Your task:
Identify every line containing the word "Tailwind" and reproduce each one.

Provided records:
========================

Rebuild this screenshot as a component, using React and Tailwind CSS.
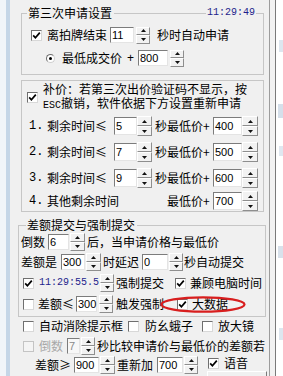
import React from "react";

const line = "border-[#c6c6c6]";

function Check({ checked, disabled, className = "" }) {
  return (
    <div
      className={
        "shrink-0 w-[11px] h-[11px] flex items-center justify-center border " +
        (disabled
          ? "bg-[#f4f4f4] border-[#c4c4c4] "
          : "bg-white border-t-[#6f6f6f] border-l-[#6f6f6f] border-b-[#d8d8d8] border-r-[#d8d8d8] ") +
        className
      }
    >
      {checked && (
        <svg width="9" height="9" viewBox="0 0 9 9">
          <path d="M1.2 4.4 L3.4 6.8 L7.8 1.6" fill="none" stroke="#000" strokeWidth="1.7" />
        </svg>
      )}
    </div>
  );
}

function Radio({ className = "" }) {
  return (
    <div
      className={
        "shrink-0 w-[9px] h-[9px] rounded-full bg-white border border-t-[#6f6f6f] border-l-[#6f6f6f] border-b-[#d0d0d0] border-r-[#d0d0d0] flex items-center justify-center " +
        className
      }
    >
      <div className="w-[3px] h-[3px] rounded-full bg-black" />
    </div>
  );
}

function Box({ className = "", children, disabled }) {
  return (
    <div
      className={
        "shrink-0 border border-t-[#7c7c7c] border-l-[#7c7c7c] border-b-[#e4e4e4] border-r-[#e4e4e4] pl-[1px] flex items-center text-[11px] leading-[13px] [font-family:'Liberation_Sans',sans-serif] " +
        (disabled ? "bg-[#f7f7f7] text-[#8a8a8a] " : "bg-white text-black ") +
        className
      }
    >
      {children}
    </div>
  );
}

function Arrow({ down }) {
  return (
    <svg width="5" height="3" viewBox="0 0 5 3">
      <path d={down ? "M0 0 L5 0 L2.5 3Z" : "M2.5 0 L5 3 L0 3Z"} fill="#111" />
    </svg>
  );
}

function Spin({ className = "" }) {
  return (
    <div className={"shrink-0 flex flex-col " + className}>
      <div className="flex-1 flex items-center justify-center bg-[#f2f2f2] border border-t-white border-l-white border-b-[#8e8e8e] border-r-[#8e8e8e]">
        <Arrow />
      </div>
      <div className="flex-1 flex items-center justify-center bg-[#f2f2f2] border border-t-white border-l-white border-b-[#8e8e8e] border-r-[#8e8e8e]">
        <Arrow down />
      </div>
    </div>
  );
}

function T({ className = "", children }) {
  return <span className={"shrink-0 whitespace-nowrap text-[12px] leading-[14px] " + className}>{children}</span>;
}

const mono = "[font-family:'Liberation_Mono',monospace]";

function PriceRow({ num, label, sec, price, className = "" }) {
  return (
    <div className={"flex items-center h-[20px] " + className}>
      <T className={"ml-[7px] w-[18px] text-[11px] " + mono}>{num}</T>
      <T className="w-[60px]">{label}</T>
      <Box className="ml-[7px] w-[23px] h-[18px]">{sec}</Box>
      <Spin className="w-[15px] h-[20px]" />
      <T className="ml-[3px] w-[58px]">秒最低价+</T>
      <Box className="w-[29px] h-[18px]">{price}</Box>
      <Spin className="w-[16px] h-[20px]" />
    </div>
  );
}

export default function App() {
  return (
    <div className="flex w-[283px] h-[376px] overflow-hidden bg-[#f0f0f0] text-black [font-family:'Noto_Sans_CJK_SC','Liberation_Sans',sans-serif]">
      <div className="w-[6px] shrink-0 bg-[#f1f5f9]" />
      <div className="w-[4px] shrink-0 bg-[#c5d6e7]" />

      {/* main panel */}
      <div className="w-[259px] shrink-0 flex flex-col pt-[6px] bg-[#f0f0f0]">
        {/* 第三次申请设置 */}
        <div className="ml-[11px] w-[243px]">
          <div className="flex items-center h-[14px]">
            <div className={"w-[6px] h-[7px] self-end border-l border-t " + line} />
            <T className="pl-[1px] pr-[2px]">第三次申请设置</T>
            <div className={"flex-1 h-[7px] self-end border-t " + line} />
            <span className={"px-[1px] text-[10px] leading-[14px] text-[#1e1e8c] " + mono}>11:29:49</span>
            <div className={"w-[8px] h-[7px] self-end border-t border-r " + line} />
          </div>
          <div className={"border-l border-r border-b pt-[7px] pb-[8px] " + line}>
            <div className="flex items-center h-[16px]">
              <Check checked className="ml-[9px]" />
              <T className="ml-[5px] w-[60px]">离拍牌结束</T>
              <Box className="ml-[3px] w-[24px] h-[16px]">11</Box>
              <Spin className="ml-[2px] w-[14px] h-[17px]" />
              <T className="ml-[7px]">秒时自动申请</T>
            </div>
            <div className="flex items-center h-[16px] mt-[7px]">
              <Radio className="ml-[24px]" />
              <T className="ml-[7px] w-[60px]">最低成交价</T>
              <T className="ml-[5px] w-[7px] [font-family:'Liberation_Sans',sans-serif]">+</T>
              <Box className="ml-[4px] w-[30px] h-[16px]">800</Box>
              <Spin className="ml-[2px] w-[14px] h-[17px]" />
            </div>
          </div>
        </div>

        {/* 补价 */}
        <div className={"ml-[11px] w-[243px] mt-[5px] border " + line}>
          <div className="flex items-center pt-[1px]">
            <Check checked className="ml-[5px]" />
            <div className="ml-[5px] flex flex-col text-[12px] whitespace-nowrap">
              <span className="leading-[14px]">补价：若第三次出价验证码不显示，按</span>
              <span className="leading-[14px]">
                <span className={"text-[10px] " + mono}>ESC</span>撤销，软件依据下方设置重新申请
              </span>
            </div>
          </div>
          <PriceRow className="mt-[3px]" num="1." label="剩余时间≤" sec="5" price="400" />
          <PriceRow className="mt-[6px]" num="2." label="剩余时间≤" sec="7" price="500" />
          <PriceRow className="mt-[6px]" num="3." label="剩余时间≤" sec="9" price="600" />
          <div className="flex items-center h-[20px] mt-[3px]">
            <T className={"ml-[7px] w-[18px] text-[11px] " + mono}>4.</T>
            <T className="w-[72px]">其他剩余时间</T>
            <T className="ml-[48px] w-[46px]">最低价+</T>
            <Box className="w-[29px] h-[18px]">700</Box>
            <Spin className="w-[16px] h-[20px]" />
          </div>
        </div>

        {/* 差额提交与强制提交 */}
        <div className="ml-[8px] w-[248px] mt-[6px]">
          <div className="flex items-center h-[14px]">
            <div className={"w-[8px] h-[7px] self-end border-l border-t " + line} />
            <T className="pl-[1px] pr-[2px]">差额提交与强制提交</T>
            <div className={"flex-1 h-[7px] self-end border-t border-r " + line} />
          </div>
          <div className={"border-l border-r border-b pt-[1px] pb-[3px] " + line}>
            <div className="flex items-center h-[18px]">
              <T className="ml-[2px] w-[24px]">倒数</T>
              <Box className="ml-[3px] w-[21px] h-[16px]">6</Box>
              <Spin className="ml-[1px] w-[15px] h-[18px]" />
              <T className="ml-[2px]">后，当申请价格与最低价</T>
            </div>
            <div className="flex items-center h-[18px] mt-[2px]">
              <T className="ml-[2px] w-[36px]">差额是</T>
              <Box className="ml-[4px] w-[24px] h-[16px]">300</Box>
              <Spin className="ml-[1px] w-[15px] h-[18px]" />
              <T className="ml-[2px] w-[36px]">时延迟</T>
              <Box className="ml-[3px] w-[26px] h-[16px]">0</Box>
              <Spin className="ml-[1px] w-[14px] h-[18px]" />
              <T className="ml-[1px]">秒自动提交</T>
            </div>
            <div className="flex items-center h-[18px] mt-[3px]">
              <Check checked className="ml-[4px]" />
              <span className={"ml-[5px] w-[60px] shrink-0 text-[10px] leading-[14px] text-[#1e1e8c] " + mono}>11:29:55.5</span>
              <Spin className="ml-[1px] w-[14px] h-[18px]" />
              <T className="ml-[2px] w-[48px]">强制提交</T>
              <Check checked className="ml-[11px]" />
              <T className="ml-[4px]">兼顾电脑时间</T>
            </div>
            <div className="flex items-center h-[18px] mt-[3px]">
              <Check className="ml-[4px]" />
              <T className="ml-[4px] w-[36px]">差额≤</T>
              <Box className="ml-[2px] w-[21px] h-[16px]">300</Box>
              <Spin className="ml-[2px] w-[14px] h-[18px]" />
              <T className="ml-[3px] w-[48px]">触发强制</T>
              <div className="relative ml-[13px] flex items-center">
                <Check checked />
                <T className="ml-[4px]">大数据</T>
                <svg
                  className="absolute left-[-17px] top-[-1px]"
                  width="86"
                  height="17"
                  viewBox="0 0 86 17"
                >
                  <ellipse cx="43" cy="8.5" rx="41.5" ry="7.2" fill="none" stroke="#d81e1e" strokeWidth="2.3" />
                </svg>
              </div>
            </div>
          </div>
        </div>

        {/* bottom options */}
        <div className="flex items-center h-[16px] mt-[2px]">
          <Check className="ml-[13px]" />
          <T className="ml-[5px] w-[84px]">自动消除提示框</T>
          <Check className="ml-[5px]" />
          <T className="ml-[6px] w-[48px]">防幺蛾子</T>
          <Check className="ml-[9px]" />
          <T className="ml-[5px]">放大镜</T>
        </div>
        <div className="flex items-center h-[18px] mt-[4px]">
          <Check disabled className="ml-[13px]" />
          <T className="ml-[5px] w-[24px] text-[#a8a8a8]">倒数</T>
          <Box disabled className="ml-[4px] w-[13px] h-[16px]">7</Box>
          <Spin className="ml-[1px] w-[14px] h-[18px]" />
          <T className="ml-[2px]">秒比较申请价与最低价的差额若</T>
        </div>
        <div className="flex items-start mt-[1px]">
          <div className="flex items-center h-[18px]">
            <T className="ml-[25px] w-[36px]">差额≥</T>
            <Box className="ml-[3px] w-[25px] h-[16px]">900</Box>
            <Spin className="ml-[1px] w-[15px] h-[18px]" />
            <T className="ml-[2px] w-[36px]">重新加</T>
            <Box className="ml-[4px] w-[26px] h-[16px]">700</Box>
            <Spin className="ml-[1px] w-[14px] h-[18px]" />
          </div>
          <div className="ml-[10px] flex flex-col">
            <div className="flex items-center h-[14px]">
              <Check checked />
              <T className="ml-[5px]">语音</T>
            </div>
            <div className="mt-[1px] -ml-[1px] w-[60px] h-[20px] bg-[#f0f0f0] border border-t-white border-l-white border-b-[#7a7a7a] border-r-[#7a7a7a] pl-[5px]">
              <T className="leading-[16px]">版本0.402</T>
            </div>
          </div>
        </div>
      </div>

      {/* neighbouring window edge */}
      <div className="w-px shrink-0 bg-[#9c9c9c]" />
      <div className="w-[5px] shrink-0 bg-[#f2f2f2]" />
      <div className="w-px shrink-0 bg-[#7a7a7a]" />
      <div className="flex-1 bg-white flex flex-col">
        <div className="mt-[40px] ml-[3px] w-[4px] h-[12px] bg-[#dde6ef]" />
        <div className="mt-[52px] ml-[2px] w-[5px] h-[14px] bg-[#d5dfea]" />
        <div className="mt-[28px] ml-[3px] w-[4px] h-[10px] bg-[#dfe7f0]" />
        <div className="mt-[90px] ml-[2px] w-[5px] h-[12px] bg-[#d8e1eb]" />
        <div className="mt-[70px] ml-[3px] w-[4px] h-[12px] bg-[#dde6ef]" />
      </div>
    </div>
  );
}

========================

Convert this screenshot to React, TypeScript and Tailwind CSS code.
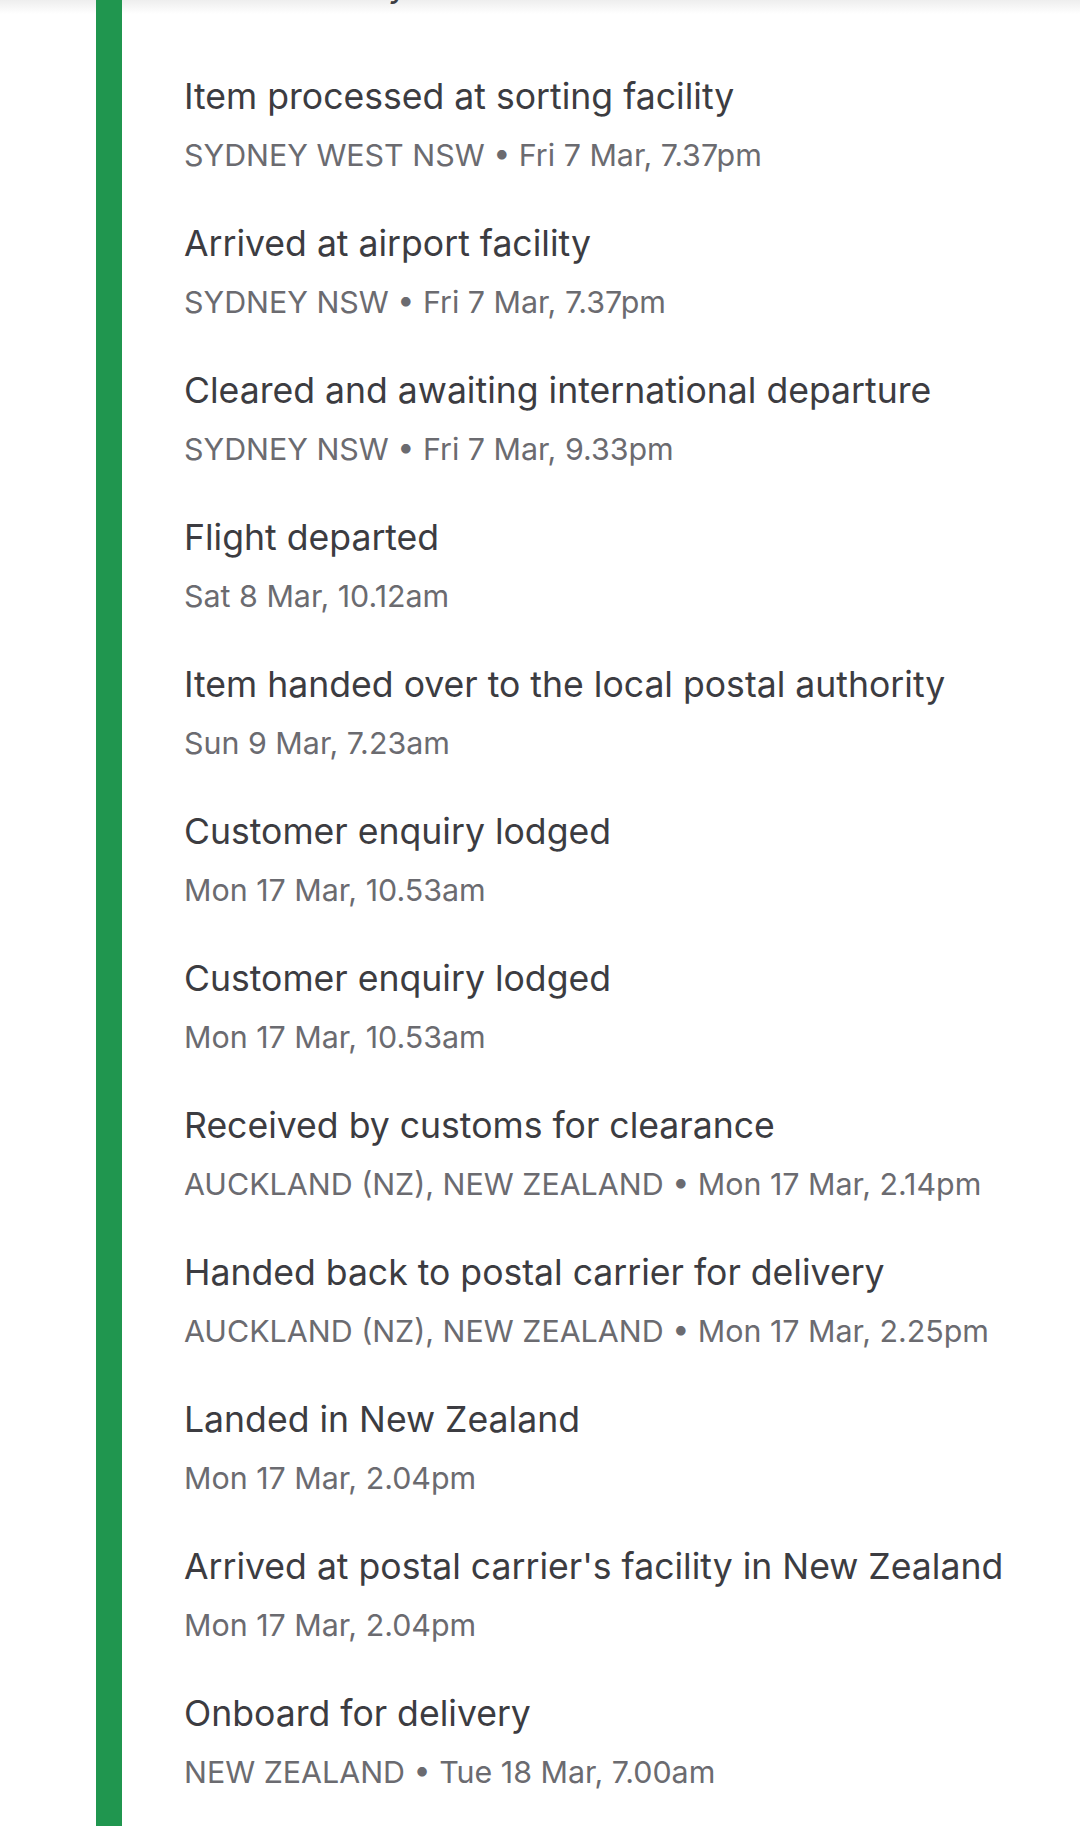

========================

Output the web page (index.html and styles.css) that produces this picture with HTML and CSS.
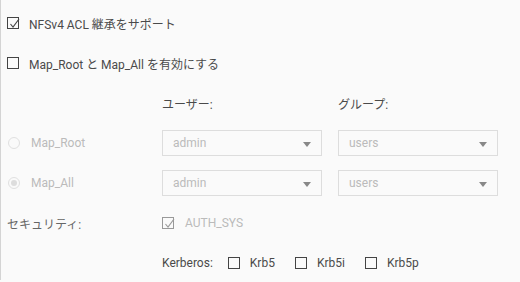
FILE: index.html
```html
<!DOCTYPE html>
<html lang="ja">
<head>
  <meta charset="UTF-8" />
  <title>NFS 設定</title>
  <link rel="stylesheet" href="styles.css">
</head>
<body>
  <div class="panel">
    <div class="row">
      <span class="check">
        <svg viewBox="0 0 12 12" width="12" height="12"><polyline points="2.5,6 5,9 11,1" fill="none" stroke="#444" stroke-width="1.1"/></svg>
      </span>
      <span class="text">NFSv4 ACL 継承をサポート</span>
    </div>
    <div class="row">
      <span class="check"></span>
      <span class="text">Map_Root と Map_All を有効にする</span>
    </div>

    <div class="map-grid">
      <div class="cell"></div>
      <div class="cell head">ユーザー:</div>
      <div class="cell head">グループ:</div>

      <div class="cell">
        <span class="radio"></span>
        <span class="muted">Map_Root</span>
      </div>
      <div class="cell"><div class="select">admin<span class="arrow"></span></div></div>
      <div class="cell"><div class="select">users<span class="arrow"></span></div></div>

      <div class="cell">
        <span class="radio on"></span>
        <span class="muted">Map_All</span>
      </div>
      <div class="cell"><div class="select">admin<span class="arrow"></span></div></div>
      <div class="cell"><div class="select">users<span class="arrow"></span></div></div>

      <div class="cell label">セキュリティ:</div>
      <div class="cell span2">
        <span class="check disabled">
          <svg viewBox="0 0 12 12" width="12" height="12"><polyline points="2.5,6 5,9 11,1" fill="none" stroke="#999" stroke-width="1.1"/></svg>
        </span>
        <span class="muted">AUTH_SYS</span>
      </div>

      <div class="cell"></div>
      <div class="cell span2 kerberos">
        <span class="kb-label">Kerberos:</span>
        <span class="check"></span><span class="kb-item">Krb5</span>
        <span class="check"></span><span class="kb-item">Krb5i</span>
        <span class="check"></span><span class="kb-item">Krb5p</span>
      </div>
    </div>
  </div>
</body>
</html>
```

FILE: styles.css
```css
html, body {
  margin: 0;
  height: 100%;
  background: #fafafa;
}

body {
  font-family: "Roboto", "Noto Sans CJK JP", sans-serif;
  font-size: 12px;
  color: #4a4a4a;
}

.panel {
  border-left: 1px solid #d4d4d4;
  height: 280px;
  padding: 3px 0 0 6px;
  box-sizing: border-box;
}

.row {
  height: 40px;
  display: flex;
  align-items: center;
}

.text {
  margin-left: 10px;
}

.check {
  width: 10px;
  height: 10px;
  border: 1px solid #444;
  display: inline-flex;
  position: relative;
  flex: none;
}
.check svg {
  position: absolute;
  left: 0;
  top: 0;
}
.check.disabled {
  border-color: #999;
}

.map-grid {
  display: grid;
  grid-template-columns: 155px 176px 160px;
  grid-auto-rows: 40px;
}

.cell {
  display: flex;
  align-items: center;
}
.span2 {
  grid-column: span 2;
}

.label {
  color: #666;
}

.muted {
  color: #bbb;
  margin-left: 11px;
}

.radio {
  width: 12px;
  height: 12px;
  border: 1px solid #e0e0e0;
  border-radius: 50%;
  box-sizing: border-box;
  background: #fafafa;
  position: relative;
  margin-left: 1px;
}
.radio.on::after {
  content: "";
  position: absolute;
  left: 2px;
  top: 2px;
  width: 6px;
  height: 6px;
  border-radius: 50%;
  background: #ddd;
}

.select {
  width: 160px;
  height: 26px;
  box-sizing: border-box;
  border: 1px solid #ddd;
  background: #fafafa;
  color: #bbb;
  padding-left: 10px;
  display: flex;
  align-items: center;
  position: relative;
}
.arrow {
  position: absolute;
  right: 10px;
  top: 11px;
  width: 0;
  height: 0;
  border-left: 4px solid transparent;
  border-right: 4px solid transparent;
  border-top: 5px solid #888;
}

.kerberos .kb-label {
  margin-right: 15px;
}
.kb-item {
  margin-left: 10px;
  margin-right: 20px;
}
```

========================

Solved problem:
Rebuild this screenshot as a component, using React and Tailwind CSS.
Convert this screenshot to React, TypeScript and Tailwind CSS code.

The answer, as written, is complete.